I have three DVDs sitting on my desk waiting for me to have time for a Russian film festival. I’m not sure if this will happen over one long afternoon, or over three separate nights. I stumbled upon these films because the music for each, was composed by some of my favorite Russian composers. Being a composer, or artist of any sort, in Stalinist Russia was an absolute nightmare. More accurately, being a human being in Stalinist Russia was an absolute nightmare, and being a composer was no exception. There was no such thing as due process under the law, nor freedom of speech, nor so many of the things I take for granted as a citizen of a free country. There were several “purges” over the time Stalin was in power, whereby people who showed opposition to the Party, or some undesirable trait, were rounded up and imprisoned or killed. Many people disappeared in the night, never heard from by their families ever again.
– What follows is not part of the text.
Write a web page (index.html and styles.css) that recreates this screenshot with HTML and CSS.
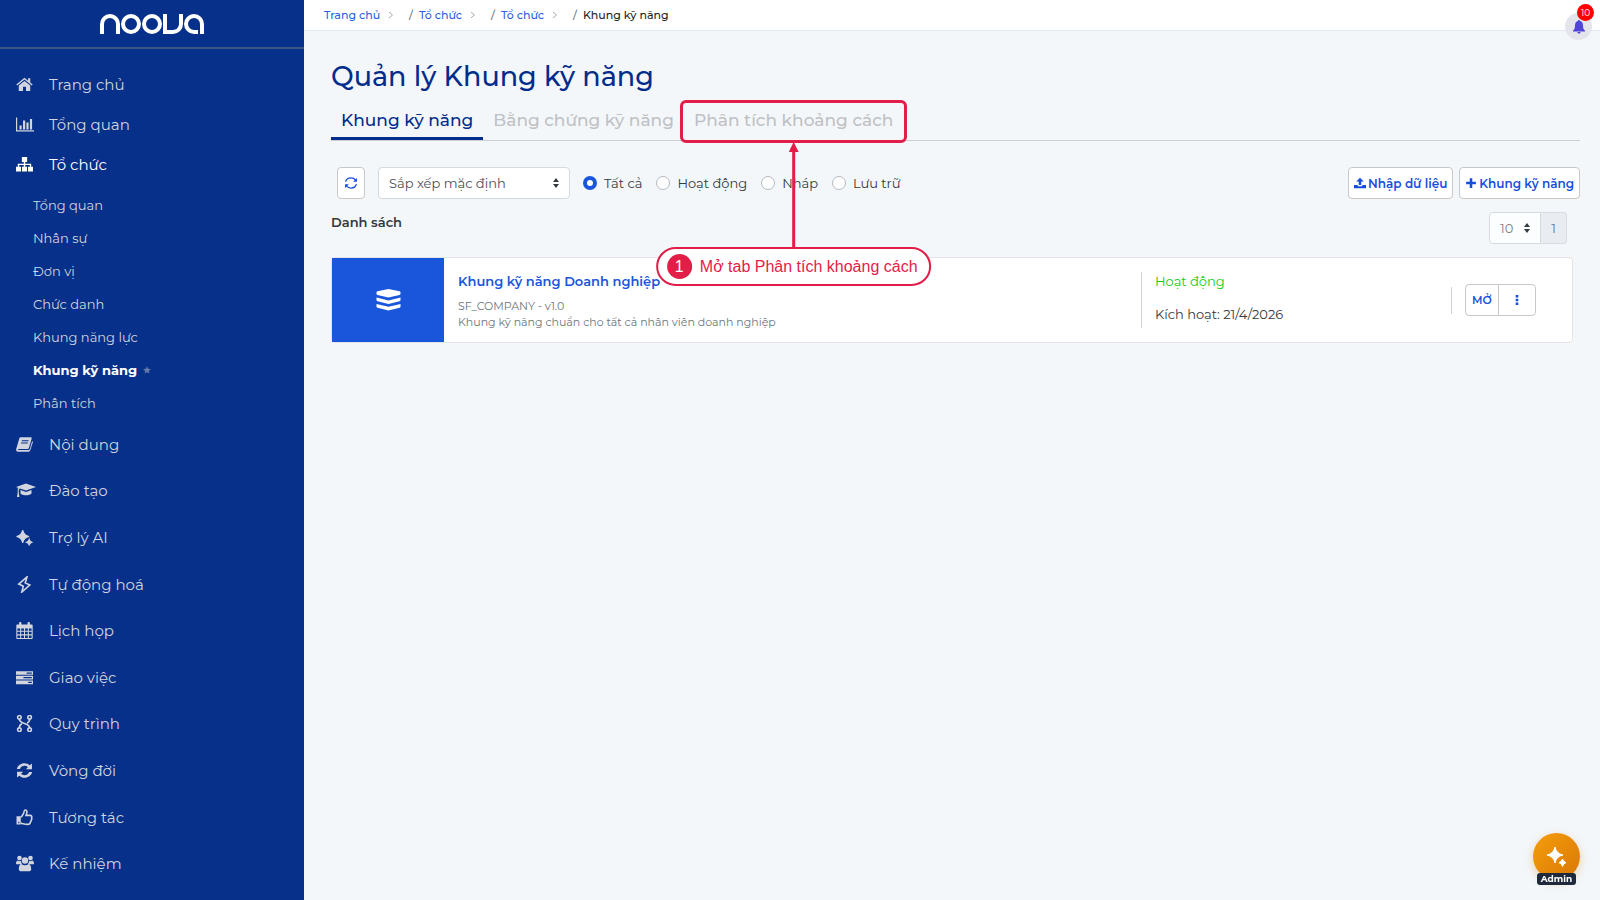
FILE: index.html
```
<!DOCTYPE html>
<html lang="vi">
<head>
  <meta charset="UTF-8">
  <meta name="viewport" content="width=device-width, initial-scale=1">
  <title>Quản lý Khung kỹ năng</title>
  <link rel="stylesheet" href="styles.css">
</head>
<body>

<aside class="sidebar">
  <a href="#" class="logo" aria-label="Noova">
    <span class="logo-n"></span><span class="logo-o"></span><span class="logo-o"></span><span class="logo-v"></span><span class="logo-a"></span>
  </a>

  <nav class="menu">
    <ul class="menu-top">
      <li><a href="#"><svg viewBox="0 0 16 16"><path d="M8 4.600 2.600 9v5.200h4v-4h2.800v4h4V9zM8 1.600.3 8l.9 1L8 3.400 14.800 9l.9-1-2.300-2V2.200h-2v2.200z"/></svg>Trang chủ</a></li>
      <li><a href="#"><svg class="wide" viewBox="0 0 18 16"><path d="M0 1h1.200v12.800H18V15H0zM3.500 9h2.200v4H3.500zM7 4h2.200v9H7zM10.400 6h2.200v7h-2.200zM13.900 2.600h2.200V13h-2.200z"/></svg>Tổng quan</a></li>
      <li><a href="#" class="open"><svg viewBox="0 0 16 16"><path d="M5.500 1h5v4.600H8.700v1.600h5.600V10H16v4.600h-4.700V10h1.700V8.500H8.700V10h1.700v4.600H5.600V10h1.700V8.500H3V10h1.700v4.600H0V10h1.700V7.200h5.600V5.600H5.500z"/></svg>Tổ chức</a></li>
    </ul>

    <ul class="submenu">
      <li><a href="#">Tổng quan</a></li>
      <li><a href="#">Nhân sự</a></li>
      <li><a href="#">Đơn vị</a></li>
      <li><a href="#">Chức danh</a></li>
      <li><a href="#">Khung năng lực</a></li>
      <li><a href="#" class="active">Khung kỹ năng<svg viewBox="0 0 16 16"><path d="m8 .5 2.300 5 5.400.6-4 3.700 1.100 5.400L8 12.500l-4.800 2.700 1.100-5.400-4-3.700 5.400-.6z"/></svg></a></li>
      <li><a href="#">Phân tích</a></li>
    </ul>

    <ul class="menu-main">
      <li><a href="#"><svg viewBox="0 0 16 16"><path fill-rule="evenodd" d="M4.700 1.200h9c.8 0 1.200.6 1 1.300l-2.600 8.700c-.2.600-.7 1-1.300 1H2.400c-.7 0-.6 1 .1 1h9.400c.5 0 .8-.2 1-.7l2.300-7.900c.6.400.8.9.6 1.500L13.400 13.500c-.2.800-.9 1.300-1.700 1.300H2C.7 14.800-.2 13.500.2 12.300L3 2.500c.2-.8.9-1.300 1.700-1.300zM5.600 4l-.3.900h6.400l.3-.9zM5 6.200l-.3.900h6.300l.3-.9z"/></svg>Nội dung</a></li>
      <li><a href="#"><svg class="cap" viewBox="0 0 20 16"><path d="M10 1 20 4.600 10 8 4 6 2.700 7.300V10l.8 4.400H1L1.700 10V6.300L2.500 5.400 0 4.600zM4.500 7.600 10 9.400l5.500-1.800V11c-1.500 2.400-9.500 2.400-11 0z"/></svg>Đào tạo</a></li>
      <li><a href="#"><svg viewBox="0 0 16 16"><path d="M6.300 1Q7.300 5.800 12.300 7 7.300 8 6.300 13 5.300 8 .5 7 5.300 5.800 6.300 1zM12.400 9.800q.6 2 2.600 2.600-2 .6-2.600 2.600-.6-2-2.600-2.600 2-.6 2.600-2.600z" stroke="currentColor"/></svg>Trợ lý AI</a></li>
      <li><a href="#"><svg viewBox="0 0 16 16"><path class="line" d="M10.400.8 2.600 7.600l4.300 2-1.500 5.600 7.600-6.700-4.300-2z"/></svg>Tự động hoá</a></li>
      <li><a href="#"><svg viewBox="0 0 16 16"><path fill-rule="evenodd" d="M1.300 2.400h1.600V1c0-1.200 2.200-1.200 2.200 0v1.400h5.800V1c0-1.200 2.200-1.200 2.200 0v1.400h1.600c.6 0 1 .4 1 1V15c0 .6-.4 1-1 1H1.300c-.6 0-1-.4-1-1V3.400c0-.6.4-1 1-1zM1.300 6v2.300h2.600V6zm3.600 0v2.300h2.600V6zm3.600 0v2.300h2.600V6zm3.600 0v2.300h2.600V6zM1.300 9.200v2.400h2.600V9.200zm3.600 0v2.400h2.600V9.200zm3.600 0v2.400h2.600V9.200zm3.600 0v2.400h2.600V9.200zM1.300 12.600V15h2.600v-2.400zm3.600 0V15h2.600v-2.400zm3.600 0V15h2.600v-2.400zm3.600 0V15h2.600v-2.400z"/></svg>Lịch họp</a></li>
      <li><a href="#"><svg viewBox="0 0 16 16"><path fill-rule="evenodd" d="M0 2h16v3.500H0zM10 3.200v1.200h4.900V3.200zM0 6.400h16v3.500H0zM7 7.600v1.200h7.900V7.600zM0 10.800h16v3.500H0zM11.500 12v1.200h3.400V12z"/></svg>Giao việc</a></li>
      <li><a href="#"><svg viewBox="0 0 16 16"><g class="line"><circle cx="3.200" cy="2.200" r="1.700"/><circle cx="12.800" cy="2.200" r="1.700"/><circle cx="3.200" cy="13.800" r="1.700"/><circle cx="12.800" cy="13.800" r="1.700"/><path d="M3.200 4c0 4.500 9.600 3.500 9.600 8M12.800 4c0 2-.8 3-2.400 3.500M3.200 12c0-2 .8-3 2.400-3.700"/></g></svg>Quy trình</a></li>
      <li><a href="#"><svg viewBox="0 0 16 16"><path d="M.8 6.600C1.600 3.300 4.500 1.200 8 1.200c1.900 0 3.600.7 4.900 1.900L15 1.300v5.600H9.300l1.900-2C9 2.700 5 3.100 3.700 6.600zM15.200 9.400c-.8 3.300-3.700 5.400-7.200 5.400-1.900 0-3.600-.7-4.900-1.900L1 14.700V9.100h5.700l-1.900 2c2.200 2.200 6.200 1.800 7.500-1.700z"/></svg>Vòng đời</a></li>
      <li><a href="#"><svg viewBox="0 0 16 16"><path class="line" d="M4.500 7.500C6 6.800 6.500 5 7.200 3.800 7.700 2.800 7.500 1 8.800 1c1.900 0 1.800 2.300.7 5h3.700c1.400 0 2 1.300 1.400 2.300.4.800.3 1.600-.3 2.200.1.800-.2 1.400-.8 1.800 0 1.400-.7 2.200-2.300 2.200-3 0-4.700-.7-6.700-1.200"/><path fill-rule="evenodd" d="M.5 6.800h4v7.800h-4zm1.600 5.300v1.300h1v-1.300z"/></svg>Tương tác</a></li>
      <li><a href="#"><svg class="wide" viewBox="0 0 18 16"><circle cx="3.500" cy="2.500" r="2.300"/><circle cx="14.500" cy="2.500" r="2.300"/><circle cx="9" cy="5" r="3.200"/><path d="M0 8.300C0 6.300.7 5 2 5c1 .8 2 .8 3 .3C5 7 5.500 8 6.300 8.800H1.200C.5 8.800 0 8.700 0 8.300zM18 8.300C18 6.300 17.300 5 16 5c-1 .8-2 .8-3 .3 0 1.700-.5 2.700-1.300 3.500h5.100c.7 0 1.200-.1 1.200-.5zM2.800 13.500c0-3 1-4.800 2.700-4.800 2 1.500 5 1.500 7 0 1.700 0 2.700 1.800 2.700 4.800 0 1.500-1 2.300-2.300 2.300H5.100c-1.300 0-2.300-.8-2.300-2.300z"/></svg>Kế nhiệm</a></li>
    </ul>
  </nav>
</aside>

<div class="page">
  <header class="topbar">
    <nav class="breadcrumb" aria-label="Breadcrumb">
      <a href="#">Trang chủ</a><svg viewBox="0 0 6 8"><path d="m1 1 3.500 3L1 7"/></svg><span class="slash">/</span>
      <a href="#">Tổ chức</a><svg viewBox="0 0 6 8"><path d="m1 1 3.500 3L1 7"/></svg><span class="slash">/</span>
      <a href="#">Tổ chức</a><svg viewBox="0 0 6 8"><path d="m1 1 3.500 3L1 7"/></svg><span class="slash">/</span>
      <span class="current">Khung kỹ năng</span>
    </nav>
    <button class="bell" type="button" aria-label="Thông báo">
      <svg viewBox="0 0 14 14"><path d="M7 0c.6 0 1 .4 1 1 2 .5 3 2 3 4.200 0 3 .6 4.300 2 5.300v1H1v-1c1.400-1 2-2.300 2-5.300C3 3 4 1.500 6 1c0-.6.400-1 1-1zM5.400 12h3.200c0 2-3.200 2-3.200 0z"/></svg>
      <span class="badge">10</span>
    </button>
  </header>

  <main>
    <h1>Quản lý Khung kỹ năng</h1>

    <div class="tabs">
      <a href="#" class="tab selected">Khung kỹ năng</a>
      <a href="#" class="tab">Bằng chứng kỹ năng</a>
      <div class="guide">
        <a href="#" class="tab">Phân tích khoảng cách</a>
        <div class="guide-frame"></div>
        <div class="guide-note">
          <span class="guide-arrow"></span>
          <p class="guide-label"><span>1</span>Mở tab Phân tích khoảng cách</p>
        </div>
      </div>
    </div>

    <form class="toolbar">
      <button type="button" class="btn refresh" aria-label="Tải lại"><svg viewBox="0 0 16 16"><path class="line" d="M1.800 6.500C2.600 4 5 2.200 8 2.200c2.200 0 4 .9 5.200 2.500M14.200 9.500C13.400 12 11 13.800 8 13.800c-2.200 0-4-.9-5.200-2.500"/><path d="M14.800 2.200v4.300h-4.300zM1.200 13.800V9.500h4.300z"/></svg></button>
      <div class="select sort">
        <select aria-label="Sắp xếp"><option>Sắp xếp mặc định</option></select>
        <svg viewBox="0 0 6 10"><path d="M3 0 6 4H0zM0 6h6l-3 4z"/></svg>
      </div>
      <label><input type="radio" name="status" checked>Tất cả</label>
      <label><input type="radio" name="status">Hoạt động</label>
      <label><input type="radio" name="status">Nháp</label>
      <label><input type="radio" name="status">Lưu trữ</label>
      <div class="actions">
        <button type="button" class="btn"><svg viewBox="0 0 16 16"><path d="m8 1 5 5H9.700v4.800H6.300V6H3zM0 10.500h5v1.800h6v-1.800h5V15H0z"/></svg>Nhập dữ liệu</button>
        <button type="button" class="btn"><svg viewBox="0 0 16 16"><path d="M6.300 1.500h3.400v4.800h4.800v3.400H9.700v4.800H6.300V9.700H1.500V6.300h4.800z"/></svg>Khung kỹ năng</button>
      </div>
    </form>

    <div class="list-head">
      <h2>Danh sách</h2>
      <div class="pager">
        <div class="select">
          <select aria-label="Số dòng"><option>10</option></select>
          <svg viewBox="0 0 6 10"><path d="M3 0 6 4H0zM0 6h6l-3 4z"/></svg>
        </div>
        <span class="page-no">1</span>
      </div>
    </div>

    <article class="card">
      <div class="card-icon">
        <svg viewBox="0 0 24 22"><path d="M12 0 23 2.200q1 .3 1 1V5q0 .7-1 1L12 8.500 1 6Q0 5.700 0 5V3.200q0-.7 1-1zM0 8.600l12 2.800 12-2.800v2.700q0 .7-1 1L12 15 1 12.300q-1-.3-1-1zM0 15l12 2.800L24 15v2.700q0 .7-1 1L12 21.400 1 18.700q-1-.3-1-1z"/></svg>
      </div>
      <div class="card-info">
        <h3><a href="#">Khung kỹ năng Doanh nghiệp</a></h3>
        <p>SF_COMPANY - v1.0</p>
        <p>Khung kỹ năng chuẩn cho tất cả nhân viên doanh nghiệp</p>
      </div>
      <div class="card-status">
        <p class="on">Hoạt động</p>
        <p>Kích hoạt: 21/4/2026</p>
      </div>
      <div class="card-actions">
        <button type="button">MỞ</button>
        <button type="button" aria-label="Thêm"><svg viewBox="0 0 4 10"><path d="M.7 0h2.600v2.500H.7zM.7 3.700h2.600v2.500H.7zM.7 7.400h2.600v2.500H.7z"/></svg></button>
      </div>
    </article>
  </main>
</div>

<button class="assistant" type="button">
  <svg viewBox="0 0 20 20"><path d="M8 0Q9.200 6.600 16 8 9.200 9.400 8 16 6.800 9.400 0 8 6.800 6.600 8 0zM15.500 12q.7 2.800 3.500 3.700-2.800.8-3.500 3.700-.7-2.900-3.500-3.700 2.800-.9 3.500-3.700z" stroke="currentColor"/></svg>
  <span>Admin</span>
</button>

</body>
</html>
```

FILE: styles.css
```
* {
  margin: 0;
  padding: 0;
  box-sizing: border-box;
}

body {
  display: flex;
  min-height: 100vh;
  background: #f3f7fa;
  color: #343a40;
  font-family: Montserrat, Inter, sans-serif;
  font-size: 13px;
}

a {
  color: inherit;
  text-decoration: none;
}

ul {
  list-style: none;
}

svg {
  display: block;
  flex: none;
  fill: currentColor;
}

.line {
  fill: none;
  stroke: currentColor;
  stroke-width: 1.5;
}

button,
select {
  font-family: inherit;
  cursor: pointer;
}

/* Sidebar */
.sidebar {
  display: flex;
  flex-direction: column;
  flex: none;
  width: 304px;
  min-height: 100vh;
  background: #07308b;
  color: #d2d5de;
}

.logo {
  display: flex;
  justify-content: center;
  gap: 1px;
  height: 49px;
  padding-top: 14px;
  border-bottom: 2px solid #3d5583;
}

.logo span {
  width: 20px;
  height: 20px;
  border: 4px solid #fff;
}

.logo .logo-n {
  border-bottom: none;
  border-radius: 10px 10px 0 0;
}

.logo .logo-o {
  border-radius: 50%;
}

.logo .logo-v {
  border-top: none;
  border-radius: 0 0 10px 0;
}

.logo .logo-a {
  position: relative;
  border-radius: 10px 10px 0 10px;
}

.logo-a::after {
  content: "";
  position: absolute;
  right: 0;
  bottom: -4px;
  width: 2px;
  height: 4px;
  background: #07308b;
}

.menu {
  display: flex;
  flex-direction: column;
  flex: 1;
  padding: 15px 0 13px;
}

.menu a {
  display: flex;
  align-items: center;
  height: 100%;
}

.menu-top a,
.menu-main a {
  padding-left: 16px;
  font-size: 15px;
}

.menu-top li {
  height: 40px;
}

.menu-top svg,
.menu-main svg {
  width: 17px;
  height: 17px;
  margin-right: 16px;
}

.menu-top .wide,
.menu-main .wide {
  width: 18px;
  margin-right: 15px;
}

.menu-main .cap {
  width: 20px;
  margin-right: 13px;
}

.menu .open,
.menu .active {
  color: #fff;
}

.submenu {
  padding: 4px 0 2px;
}

.submenu li {
  height: 33px;
}

.submenu a {
  padding-left: 33px;
  font-size: 13px;
}

.submenu .active {
  font-weight: 700;
}

.submenu svg {
  width: 8px;
  height: 8px;
  margin-left: 6px;
  color: #6279ab;
}

.menu-main {
  display: grid;
  flex: 1;
  grid-auto-rows: 1fr;
}

/* Top bar */
.page {
  flex: 1;
  min-width: 0;
}

.topbar {
  display: flex;
  justify-content: space-between;
  height: 31px;
  padding: 0 8px 0 20px;
  background: #fff;
  border-bottom: 1px solid #e3e9ee;
}

.breadcrumb {
  display: flex;
  align-items: center;
  padding-bottom: 1px;
  font-size: 11px;
  font-weight: 500;
}

.breadcrumb a {
  color: #2c5fe0;
}

.breadcrumb svg {
  width: 6px;
  height: 8px;
  margin: 0 15px 0 8px;
  fill: none;
  stroke: #a3aab5;
}

.slash {
  margin-right: 6px;
  color: #6c757d;
}

.current {
  color: #212529;
}

.bell {
  position: relative;
  display: flex;
  align-items: center;
  justify-content: center;
  width: 27px;
  height: 27px;
  margin-top: 13px;
  background: #e3e5eb;
  border: none;
  border-radius: 50%;
  color: #5046d8;
}

.bell svg {
  width: 14px;
  height: 14px;
}

.badge {
  position: absolute;
  top: -9px;
  right: -2px;
  width: 17px;
  height: 17px;
  border-radius: 50%;
  background: #f00;
  color: #fff;
  font-size: 9px;
  line-height: 17px;
}

/* Content */
main {
  padding: 28px 20px 20px 27px;
}

h1 {
  color: #022c8c;
  font-size: 27px;
  font-weight: 500;
  line-height: 36px;
}

.tabs {
  display: flex;
  height: 46px;
  border-bottom: 1px solid #cbd0d8;
}

.tab {
  display: block;
  height: 45px;
  padding: 0 10px;
  color: #bfc1c4;
  font-size: 17px;
  font-weight: 500;
  line-height: 50px;
}

.tab.selected {
  border-bottom: 3px solid #022c8c;
  color: #022c8c;
}

/* Guide: frame round the tab, with an arrow and a note under it */
.guide {
  position: relative;
}

.guide-frame {
  position: absolute;
  inset: 5px -4px -3px;
  border: 3px solid #e11d48;
  border-radius: 6px;
}

.guide-note {
  position: absolute;
  top: 47px;
  left: 50%;
  display: flex;
  flex-direction: column;
  align-items: center;
  transform: translateX(-50%);
}

.guide-arrow {
  width: 10px;
  height: 105px;
  background: #e11d48;
  clip-path: polygon(50% 0, 100% 10px, 65% 10px, 65% 100%, 35% 100%, 35% 10px, 0 10px);
}

.guide-label {
  display: flex;
  align-items: center;
  gap: 8px;
  height: 39px;
  padding: 0 12px 0 9px;
  background: #fff;
  border: 2px solid #e11d48;
  border-radius: 20px;
  color: #e11d48;
  font-family: "Liberation Sans", sans-serif;
  font-size: 16px;
  white-space: nowrap;
}

.guide-label span {
  width: 25px;
  height: 25px;
  border-radius: 50%;
  background: #e11d48;
  color: #fff;
  line-height: 25px;
  text-align: center;
}

.toolbar {
  display: flex;
  align-items: center;
  padding: 26px 0 0 6px;
}

.btn {
  display: flex;
  align-items: center;
  justify-content: center;
  gap: 2px;
  height: 32px;
  padding: 0 5px;
  background: #fff;
  border: 1px solid #c6c8ca;
  border-radius: 4px;
  color: #174fdc;
  font-size: 12px;
  font-weight: 600;
}

.btn svg {
  width: 12px;
  height: 12px;
}

.refresh {
  width: 28px;
  margin-right: 13px;
}

.refresh svg {
  width: 14px;
  height: 14px;
}

.select {
  position: relative;
  height: 32px;
  color: #495057;
}

.select select {
  width: 100%;
  height: 100%;
  padding: 0 10px;
  appearance: none;
  background: #fff;
  border: 1px solid #d5dae0;
  border-radius: 4px;
  color: inherit;
  font-size: 13px;
}

.select svg {
  position: absolute;
  top: 11px;
  right: 11px;
  width: 6px;
  height: 10px;
  color: #343a40;
  pointer-events: none;
}

.sort {
  width: 192px;
  margin-right: 13px;
}

.toolbar label {
  display: flex;
  align-items: center;
  gap: 7px;
  margin-right: 14px;
}

.toolbar input {
  width: 14px;
  height: 14px;
  appearance: none;
  background: #fff;
  border: 1px solid #b3bac2;
  border-radius: 50%;
}

.toolbar input:checked {
  border: 4px solid #1a56db;
}

.actions {
  display: flex;
  gap: 6px;
  margin-left: auto;
}

.list-head {
  display: flex;
  justify-content: space-between;
  padding: 13px 13px 0 0;
}

h2 {
  font-size: 13px;
  font-weight: 600;
  line-height: 20px;
}

.pager {
  display: flex;
  color: #6c757d;
}

.pager .select {
  width: 52px;
}

.pager select {
  background: #fcfdfe;
  border-radius: 4px 0 0 4px;
  color: #7b8188;
}

.page-no {
  width: 26px;
  background: #e9edf2;
  border: 1px solid #d9dee4;
  border-left: none;
  border-radius: 0 4px 4px 0;
  line-height: 30px;
  text-align: center;
}

.card {
  display: flex;
  align-items: center;
  margin: 13px 7px 0 0;
  background: #fff;
  border: 1px solid #e2e4e7;
  border-radius: 4px;
}

.card-icon {
  display: flex;
  align-items: center;
  justify-content: center;
  align-self: stretch;
  width: 112px;
  background: #1a56db;
  color: #fff;
}

.card-icon svg {
  width: 25px;
  height: 22px;
}

.card-info {
  flex: 1;
  padding: 15px 14px 12px;
}

.card-info h3 {
  margin-bottom: 9px;
  color: #1a56db;
  font-size: 13px;
  font-weight: 600;
  line-height: 16px;
}

.card-info p {
  color: #6c757d;
  font-size: 11px;
  line-height: 16px;
}

.card-status {
  display: grid;
  gap: 14px;
  width: 310px;
  padding: 0 0 4px 13px;
  border-left: 1px solid #ced2dc;
  line-height: 19px;
}

.on {
  color: #0fcc21;
}

.card-actions {
  display: flex;
  align-items: center;
  margin-right: 36px;
}

.card-actions::before {
  content: "";
  height: 27px;
  margin-right: 13px;
  border-left: 1px solid #ced2dc;
}

.card-actions button {
  display: flex;
  align-items: center;
  justify-content: center;
  width: 34px;
  height: 32px;
  background: #fff;
  border: 1px solid #c6c8ca;
  border-radius: 4px 0 0 4px;
  color: #174fdc;
  font-size: 11px;
  font-weight: 600;
}

.card-actions button + button {
  width: 38px;
  margin-left: -1px;
  border-radius: 0 4px 4px 0;
}

.card-actions svg {
  width: 4px;
  height: 10px;
}

/* Floating assistant button */
.assistant {
  position: fixed;
  right: 20px;
  bottom: 20px;
  display: flex;
  align-items: center;
  justify-content: center;
  width: 47px;
  height: 47px;
  background: linear-gradient(135deg, #f59e0b, #d97706);
  border: none;
  border-radius: 50%;
  box-shadow: 0 3px 10px rgba(217, 119, 6, 0.3);
  color: #fff;
}

.assistant svg {
  width: 20px;
  height: 20px;
}

.assistant span {
  position: absolute;
  bottom: -5px;
  width: 39px;
  border-radius: 3px;
  background: #1e293b;
  font-size: 9px;
  font-weight: 700;
  line-height: 12px;
}
```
Writers, artists and composers were under a certain scrutiny because their work had a public voice. Censorship happened by the whim of government officials, as well as self-censorship by artists themselves hoping not to attract negative attention.
Composers seemed to fall in an out of Stalin’s favor with the changing of the weather. The Communist Party needed music, writing, and film that fell in line with the propaganda messages they wanted to spread. Works of art that spread an unapproved viewpoint were condemned. When composers were on the bad side of the Party, they could hardly get a performance of their works. They often were forced into “hack” work to survive, things like churning out film scores very quickly. Every once in a while, however, the music they turned out for a film proved to be a real gem. Three of these treasures are found in the DVDs on my desk right now.
I’d like to write about one of the films in this post. It is a film I have seen before, although it has been a long time. Alexander Nevsky is a 1938 historical drama directed by Sergei Eisenstein, with music by Sergei Prokofiev. It is often included on lists of the 100 greatest films, and truly is a powerful work. Prince Alexander Nevsky is a legendary Russian figure, and the film is set in the year 1242 during a time when Teutonic Knights of the Holy Roman Empire are planning and attempting an invasion of Novgorod. Nevsky is a fisherman at the beginning of the film, but rises courageously to motivate the Russian people and lead them in battle against the invaders. There is a classic battle scene played out on a frozen lake, one which begins with ever rising suspense as the enemy is first seen way off in the distance. The invading Knights are a huge army, and Prokofiev’s music helps build the rising tension as they grow closer and closer until the armies clash together.
Alexander Nevsky, The Battle Of the Ice
In 1938 political tensions were very high as Hitler was coming to power in Nazi Germany. The Alexander Nevsky story, with a brave Russian hero defeating an invading army, was something that Stalin could get behind. It was a message the Communist Party could approve of, and the director Eisenstein won a Stalin prize for the film in 1941. Prokofiev was quite pleased with the music, and extracted much of it for a concert work he called the Alexander Nevsky cantata Op. 78. This cantata is one of the few examples of film music that has actually made it into the standard repertoire. I would get a ticket to see the cantata version in concert anytime I had the opportunity. One thing I am unable to judge, is how it would be to listen to the music without knowing the film first. The music certainly is of great depth and stands on its own very well. I personally knew the film before the cantata, so I always have a memory of where in the film the music was originally placed.
Sergei Prokofiev, Alexander Nevsky cantata Op. 78
The other two films in my Russian film festival have scores by Dmitri Shostakovich, and I hope to write about them in a future post.
What a great score…
What a great movie…
How wonderful; my family on both sides came from Ukraine and many were unable to leave due to the iron Curtain. This is sensational because Ukrainians have a Russian flair or Russians have a Ukrainian flair.
I’m glad you liked the movie. I had many difficulties with the poor direction of dialogue, the propagandistic and one-dimensional good vs. evil-story, the slow pace, some very clumsy scenes, and Prokofiev’s all too patriotic and pompous music. True, Eisenstein is the master of powerful images, but as cinema is more than a series of images, to me this film unfortunately is a dated failure.
Battleship Potemkin is the only film most non-Russians know by Eisenstein. Although dated I do enjoy watching films that are not mainstream Hollywood.
Rich, I’m glad you enjoyed the FFJ post, thank you.
As for Nevsky, I’m one who has heard the cantata (first on the New York Phil recording with Thomas Schippers and Lili Chookasian, and then live with the great Denyce Graves) without having seen the film. The music tears me apart every single time, and I find it easy to follow the story in my imagination without any visual assistance. In a way, I hesitate to watch the film, because it might take away from the scenes I’ve created in my own mind; but I’m sure I’ll get past that when I finally do see Eisenstein’s work.
Reblogged this on ARHtistic License and commented:
I never thought about watching classic foreign films for the music. If you’re a Prokofiev fan, you might enjoy this article, as I did. Thanks to Rich Brown of Good Music Speaks.